British Labour’s effort to repress knife crime
Britain has a knife crime problem. Nearly fifty thousand incidents of violence committed with sharp instruments occurred during the last year of reporting (ending in September 2023), with 282 murders in the previous year. The Labour Party, under the leadership of Keir Starmer, is calling for a “crackdown on the possession and sale of machetes, zombie knives and swords,” with a total ban on zombie knives, a policy choice that the Conservative government also supports, and a push to limit sales on websites such as Amazon. Penalties for illegal possession would be increased, and Labour would also like to put more police officers—the unarmed variety, presumably—on the streets and to go after more shoplifters and criminals who attack retail employees.
A zombie knife, I am sad to say, is a novelty gimmick whose chief characteristics involve cheap materials, often neon green in color, with a variety of serrations and odd angles in the blade, capitalizing on the recent popularity of the undead in movies and television, but whereas I am satisfied to raise a disdainful eyebrow in the direction of such objects, members of the British parliament see the need to ban them. What specifically the crackdown on machetes and swords would be in terms of the law and police enforcement is not made clear, though if the nation’s ratcheting up of laws against the possession of firearms is any guide, the future would see ever tighter restrictions eventually leading to outright bans.
The Labour Party’s proposal includes the remark that “in Britain we often pat ourselves on the back that we don’t have America’s gun violence crisis,” though it is worth noting that the homicide rate specifically in England and Wales, for which excellent data are available, has been consistently under two per hundred thousand for the entire time that the United States has existed, while weapons controls, at least for Protestants, only began to be onerous after the First World War, thanks to fears that returning soldiers might get uppity after their exposure to socialist ideas on the continent—see Joyce Lee Malcolm’s Guns and Violence: The English Experience for a detailed study of this. Nevertheless, in an island on which lethal violence is rare—outside of the jurisdictions seen to by Commander Dalgliesh or Chief Inspector Morse, naturally—the impression of criminals, armed with blades and going about slashing and stabbing people, must be shocking.
Much of that violence is being committed by youths in gangs, as the Labour proposal reflects with its focus on diverting these precocious criminals into programs designed to help them… somehow. Perhaps British teens could be encouraged to play basketball after school. Working out that Brexit was a bad idea is something that Labour is nearing, though rejoining the European Union is not something that Starmer is willing to do. Nor does the party appear to entertain the thought of returning to their leftist roots after decades of lurching to the right. But more cops on the streets and harsher penalties are appealing promises to make to nervous bourgeois voters.

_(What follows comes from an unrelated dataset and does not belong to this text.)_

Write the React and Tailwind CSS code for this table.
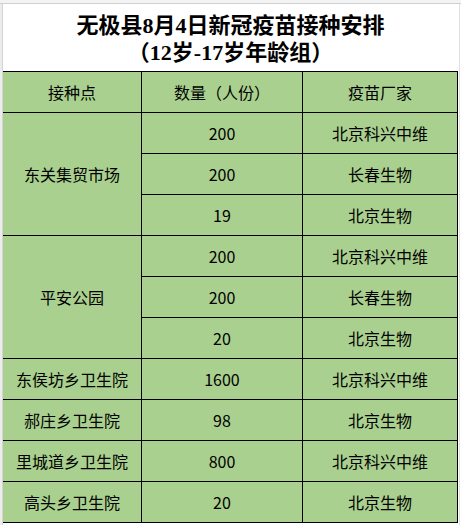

I do have to wonder if strange politicians lying in parliaments confiscating swords is a sound basis for a system of government, but that is for the British people to decide sometime before the end of January 2025. They may wish to ask themselves what the effect of these proposals could be. As Matt Easton, weapons historian and former consultant to the British government about knife crimes and host of the Scholagladiatoria channel, pointed out, making life more difficult for the law-abiding owners of garden implements and antique swords is not going to improve their safety, nor has disarming British people who are not out looking for trouble, but if what Labour has said here is correct, much of the violence their nation is experiencing is committed by gangs against gangs. The perpetrators, youths engaged in crime, would not be covered by legalizing the carrying of weapons for self-defense, however much the latter policy might allow those bourgeois voters to feel secure and thereby to cease caring about “those people” getting hurt.
The solution—one that Tories and Labour, Republicans and Democrats seem congenitally incapable of choosing—is to lift people out of the hopeless inopportunity that the neo-liberal consensus has trapped them in, be those people recent immigrants and their children, the native-born working class whose jobs are free to cross borders while the workers remain behind, or the disillusioned youth who daily receive the message that success is only available to the clever criminal if one is not to the manner of the elites born.
But the answer that government after government on both sides of the pond and at all levels of late has been to repress the bloody peasants. And those peasants—having to spend all their time working two and three jobs only to fall short at the end of each month and filling out forms to get what medical care for themselves or their families is grudgingly offered—have so far accepted this state of affairs. Perhaps taking knives away from Britons and throwing people who were so armed in prison will be the alarm call there with regard to how much the leadership views ordinary people with contempt.